SWP withdrawals are treated as unit redemptions, not income. Only the capital gains portion of each withdrawal is taxed. For equity-oriented funds held over one year, Long-Term Capital Gains (LTCG) tax of 12.5% applies on gains above Rs 1.25 lakh per year. For most retirees withdrawing Rs 40,000 to Rs 60,000 per month, the profit portion of each withdrawal is small — making annual LTCG well within or only slightly above the Rs 1.25 lakh exemption limit.

Hybrid funds (balanced advantage and aggressive hybrid categories) are generally considered the safest SWP vehicles in 2026. Options like ICICI Prudential Balanced Advantage Fund, SBI Equity Hybrid Fund, and HDFC Balanced Advantage Fund have long track records and manage equity-debt allocation dynamically to reduce volatility. Pure equity funds offer higher growth potential but more volatility — better suited for investors with a corpus large enough to absorb a 20%–30% drawdown without disrupting withdrawals.

Do not start an SWP immediately after investing a lump sum.

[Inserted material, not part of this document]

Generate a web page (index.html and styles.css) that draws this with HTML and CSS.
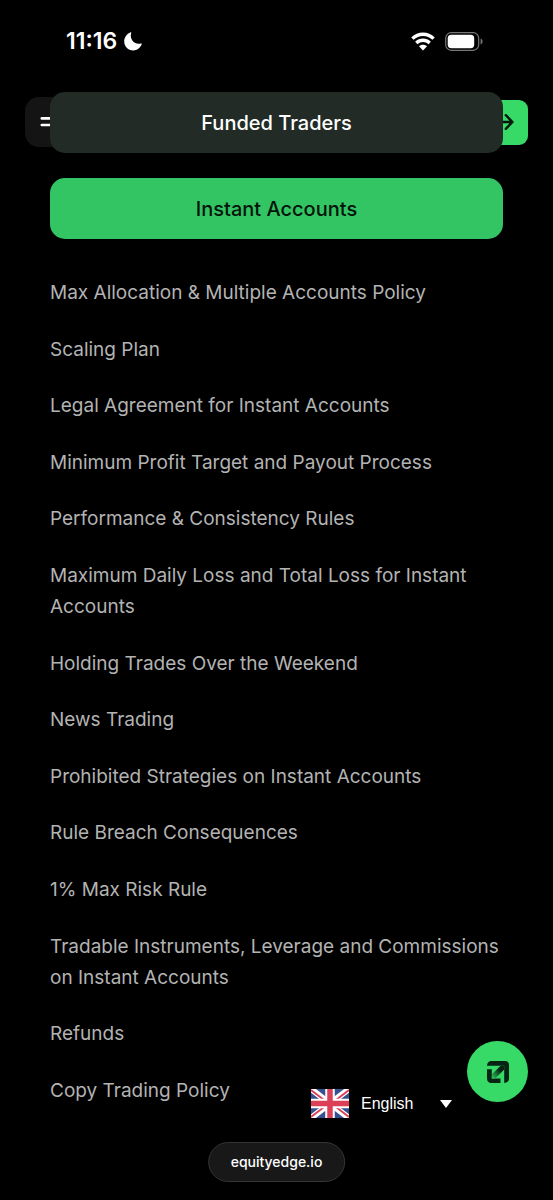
FILE: index.html
```html
<!DOCTYPE html>
<html lang="en">
<head>
<meta charset="utf-8">
<meta name="viewport" content="width=device-width, initial-scale=1">
<title>Funded Traders</title>
<link rel="stylesheet" href="styles.css">
</head>
<body>
<div class="page">
  <header class="status">
    <div class="status-group status-time">
      <span>11:16</span>
      <svg width="18" height="19" viewBox="0 0 18 19" aria-hidden="true"><path fill="#fff" d="M6.600.3C7.200 0 7.500.4 7.200 1 5.300 6.500 9.800 13 16.800 11.500 17.600 11.300 18 11.700 17.700 12.300 16.300 16 13 18.500 9.200 18.500 4 18.500.2 14.700.2 9.600.2 5.500 2.800 1.900 6.600.3Z"/></svg>
    </div>
    <div class="status-group status-icons">
      <svg width="24" height="19" viewBox="0 0 24 19" aria-hidden="true"><g fill="none" stroke="#fff" stroke-width="3.400"><path d="M1.400 6.600C7.400.8 16.600.8 22.600 6.600"/><path d="M5.300 10.900c3.800-3.600 9.600-3.600 13.400 0"/></g><path fill="#fff" d="M8 14.300c2.300-2 5.700-2 8 0L12 18.500Z"/></svg>
      <svg width="38" height="19" viewBox="0 0 38 19" aria-hidden="true"><rect x=".7" y=".7" width="33" height="17.600" rx="5.500" fill="none" stroke="#777" stroke-width="1.200"/><rect x="2.700" y="2.800" width="26.500" height="13.400" rx="3.600" fill="#fff"/><path fill="#777" d="M35.600 6.500c2.600.8 2.600 5.200 0 6Z"/></svg>
    </div>
  </header>

  <nav class="topbar" aria-label="Site">
    <button class="menu" type="button" aria-label="Menu"><svg width="20" height="12" viewBox="0 0 20 12" aria-hidden="true"><path d="M1.800 2.400H19M1.800 9H19" stroke="#fff" stroke-width="2.600" stroke-linecap="round"/></svg></button>
    <a class="go" href="#start" aria-label="Get started"><svg width="20" height="18" viewBox="0 0 20 18" aria-hidden="true"><path d="M1 9h16M10.800 2.200 17.500 9l-6.700 6.800" fill="none" stroke="#04170a" stroke-width="2.400" stroke-linecap="round" stroke-linejoin="round"/></svg></a>
  </nav>

  <main class="content">
    <div class="tabs">
      <button class="tab" type="button">Funded Traders</button>
      <button class="tab tab-active" type="button">Instant Accounts</button>
    </div>
    <ul class="topics">
      <li><a href="#allocation">Max Allocation &amp; Multiple Accounts Policy</a></li>
      <li><a href="#scaling">Scaling Plan</a></li>
      <li><a href="#legal">Legal Agreement for Instant Accounts</a></li>
      <li><a href="#payout">Minimum Profit Target and Payout Process</a></li>
      <li><a href="#performance">Performance &amp; Consistency Rules</a></li>
      <li><a href="#loss">Maximum Daily Loss and Total Loss for Instant Accounts</a></li>
      <li><a href="#weekend">Holding Trades Over the Weekend</a></li>
      <li><a href="#news">News Trading</a></li>
      <li><a href="#prohibited">Prohibited Strategies on Instant Accounts</a></li>
      <li><a href="#breach">Rule Breach Consequences</a></li>
      <li><a href="#risk">1% Max Risk Rule</a></li>
      <li><a href="#instruments">Tradable Instruments, Leverage and Commissions on Instant Accounts</a></li>
      <li><a href="#refunds">Refunds</a></li>
      <li><a href="#copy">Copy Trading Policy</a></li>
    </ul>
  </main>

  <div class="language">
    <svg width="38" height="29" viewBox="0 0 38 29" aria-hidden="true"><rect width="38" height="29" fill="#34508f"/><path d="M0 0 38 29M38 0 0 29" stroke="#fff" stroke-width="6"/><path d="M0 1 17 14M21 15 38 28M38 1 21 14M17 15 0 28" stroke="#dc4058" stroke-width="1.800"/><path d="M19 0V29M0 14.500H38" stroke="#fff" stroke-width="9.500"/><path d="M19 0V29M0 14.500H38" stroke="#dc4058" stroke-width="5.500"/></svg>
    <select class="language-select" aria-label="Language"><option>English</option></select>
    <svg class="caret" width="12" height="8" viewBox="0 0 12 8" aria-hidden="true"><path fill="#fff" d="M0 0h12L6 8Z"/></svg>
  </div>

  <button class="chat" type="button" aria-label="Open chat">
    <svg width="22" height="22" viewBox="0 0 22 22" aria-hidden="true">
      <defs><linearGradient id="shaft" x1="15" y1="7" x2="5" y2="17" gradientUnits="userSpaceOnUse"><stop offset=".2" stop-color="#062413"/><stop offset="1" stop-color="#30c25c"/></linearGradient></defs>
      <path fill="#062413" d="M0 4.800C0 1.700 2 0 4.500 0H18c2.500 0 4 1.500 4 4v13.500c0 2.500-1.500 4.200-4.800 4.500V4.800Z"/>
      <path fill="#062413" d="M0 8.300h4.800v9.200h8.700V22H4.500C1.700 22 0 20.300 0 17.500Z"/>
      <path fill="url(#shaft)" d="M13.600 4.800h3.600v3.800L8.300 17.500H4.800v-3.900Z"/>
    </svg>
  </button>

  <a class="address" href="#top">equityedge.io</a>
</div>
</body>
</html>
```
FILE: styles.css
```css
* { box-sizing: border-box; }

body {
  margin: 0;
  background: #000;
  color: #fff;
  font-family: Inter, "Liberation Sans", sans-serif;
}

button, select { font: inherit; color: inherit; border: 0; padding: 0; }
a { color: inherit; text-decoration: none; }
svg { display: block; flex: none; }

.page {
  position: relative;
  display: flex;
  flex-direction: column;
  min-height: 100vh;
}

.status {
  display: flex;
  justify-content: space-between;
  align-items: center;
  height: 82px;
  padding: 0 70px 0 66px;
}
.status-group { display: flex; align-items: center; }
.status-time { gap: 7px; font-size: 23px; font-weight: 600; }
.status-icons { gap: 10px; }

.topbar {
  position: absolute;
  top: 97px;
  left: 25px;
  right: 25px;
  display: flex;
  justify-content: space-between;
  align-items: center;
}
.menu {
  display: flex;
  align-items: center;
  width: 50px;
  height: 50px;
  padding-left: 15px;
  border-radius: 14px;
  background: #141414;
}
.go {
  display: flex;
  align-items: center;
  justify-content: flex-end;
  width: 150px;
  height: 45px;
  padding-right: 13px;
  border-radius: 9px;
  background: #37d967;
}

.content {
  position: relative;
  flex: 1;
  display: flex;
  flex-direction: column;
  gap: 38px;
  padding: 10px 50px 94px;
}
.tabs { display: flex; flex-direction: column; gap: 25px; }
.tab {
  height: 61px;
  border-radius: 15px;
  background: #222b25;
  font-size: 20px;
  font-weight: 500;
}
.tab-active { background: #33c463; color: #03140a; }

.topics {
  flex: 1;
  display: flex;
  flex-direction: column;
  justify-content: space-between;
  gap: 24px;
  margin: 0;
  padding: 0;
  list-style: none;
  color: #b3b3b3;
  font-size: 19px;
  line-height: 31px;
}

.language {
  position: absolute;
  right: 101px;
  bottom: 82px;
  display: flex;
  align-items: center;
  gap: 12px;
}
.language-select {
  appearance: none;
  width: 91px;
  height: 29px;
  margin-right: -24px;
  background: transparent;
  font: 16px "Liberation Sans", Arial, sans-serif;
}
.caret { pointer-events: none; }

.chat {
  position: absolute;
  right: 25px;
  bottom: 98px;
  display: flex;
  align-items: center;
  justify-content: center;
  width: 61px;
  height: 61px;
  border-radius: 50%;
  background: #37d967;
}

.address {
  position: absolute;
  left: 50%;
  bottom: 18px;
  transform: translateX(-50%);
  padding: 0 22px;
  border: 1px solid #343434;
  border-radius: 20px;
  background: #181818;
  font-size: 14px;
  font-weight: 500;
  line-height: 38px;
}
```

Most equity and hybrid funds charge an exit load of 1% if you sell units within 12 months. Starting an SWP in month one means paying this fee on every monthly withdrawal for a full year. Invest the lump sum first, wait for the exit load period to pass, then initiate the SWP. If you need income immediately, park the first year of withdrawals in a liquid fund and draw from there while the main corpus completes its exit load period.

Yes. SWP is fully flexible. You can stop the SWP at any time, change the withdrawal amount, change the frequency, or switch the SWP to a different fund — all online through the fund's website or app. There is no penalty for changes. Many retirees increase their SWP amount by 5%–6% annually to offset inflation. This is known as a step-up SWP and is the most sustainable long-term withdrawal strategy.